Штридтер замечает, что у остранения две функции: «заставить читателя по-новому видеть вещи», но и, «наоборот, привлечь внимание к самой осложняющей и остраняющей форме»[18]. Далее он пишет, что «Искусство как прием» посвящено только второй функции. На самом деле, однако, это скорее можно сказать о «Воскрешении слова», действительно описывающем в основном внутрилитературное, внутриязыковое обновление. А вот почти все примеры в «Искусстве…» именно заставляют читателя «видеть вещи». Более того, почти все цитируемые пассажи, кроме разве что эротических, носят социально-критический характер. Если «Воскрешение…» финалом напоминает футуристический манифест, то «Искусство…» частично читается как комментированная антология Толстого, и этот выбор не случаен: Толстой не только вдохновил Шкловского на создание идеи остранения, он – неиссякаемый источник «странных» взглядов на общество. Остранение, пишет Шкловский, – это «способ Толстого добираться до совести».
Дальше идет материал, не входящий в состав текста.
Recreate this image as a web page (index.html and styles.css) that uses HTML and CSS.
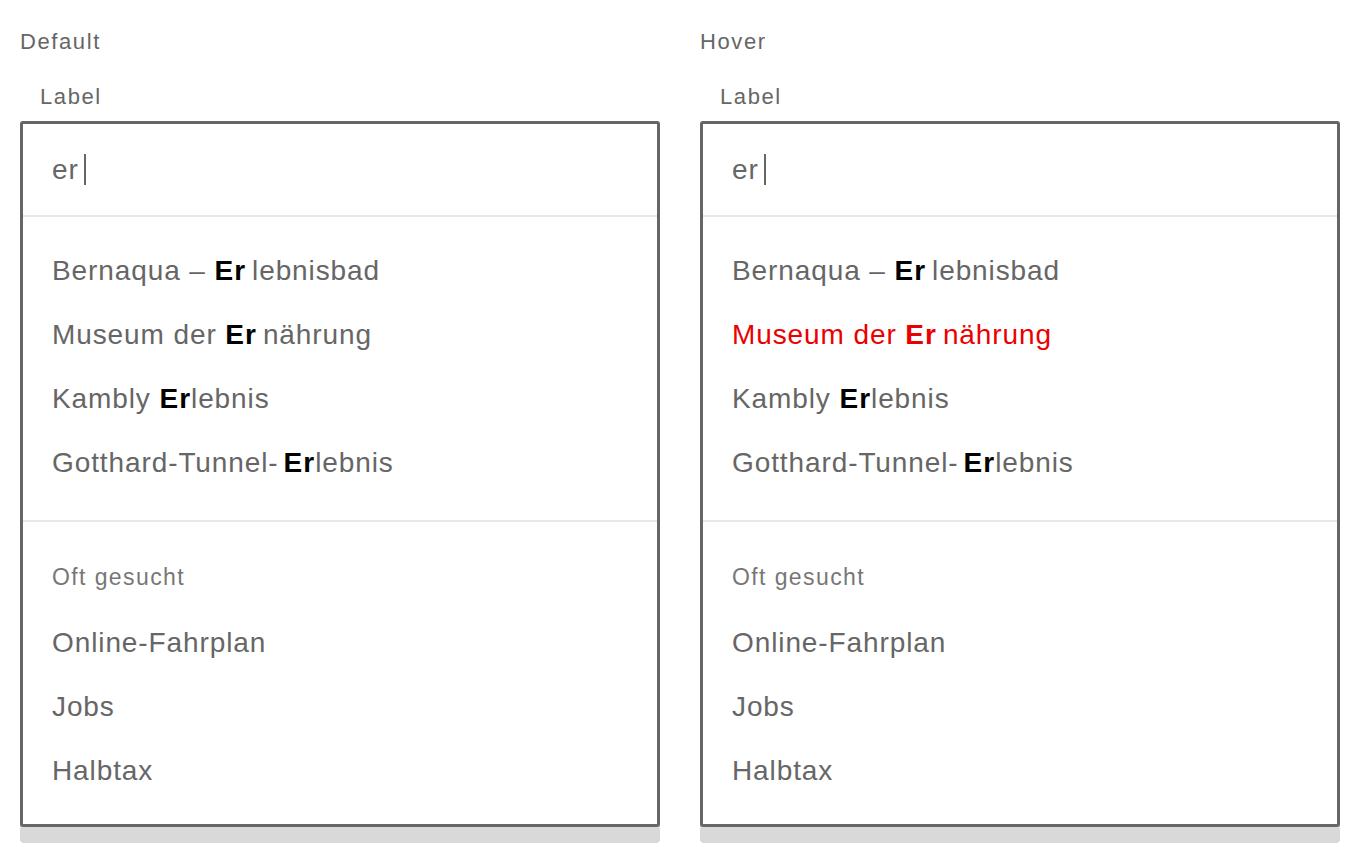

Может быть, именно здесь и кроется оригинальность остранения. Еще Аристотель писал, что (ино)странные слова интенсивнее переживаются в литературе и привлекают к себе внимание. Еще Юм и Шлегель говорили, что удивляться, смотреть на знакомое как на новое – это путь науки. Еще романтики утверждали, что глаз перестает замечать красоту, что поэзия – это способ заново увидеть прекрасное. Но Шкловский – кажется, первый, кто увидел, что мы привыкаем не только к прекрасному, но и к страшному; первый, кто провозгласил искусство средством борьбы с этим привыканием. «Автоматизация съедает вещи, платье, мебель, жену и страх войны», – пишет он. Когда ему самому пришлось пережить войну – Первую мировую и Гражданскую, – больше всего он боялся отсутствия страха. В «Сентиментальном путешествии» он пишет: «Граждане, бросьте убивать! Уже люди не боятся смерти! Уже есть привычки и способы, как сообщать жене о смерти мужа». Вот эти «привычки и способы», эта нормализация страшного – одна из тех вещей, с которыми борется остранение.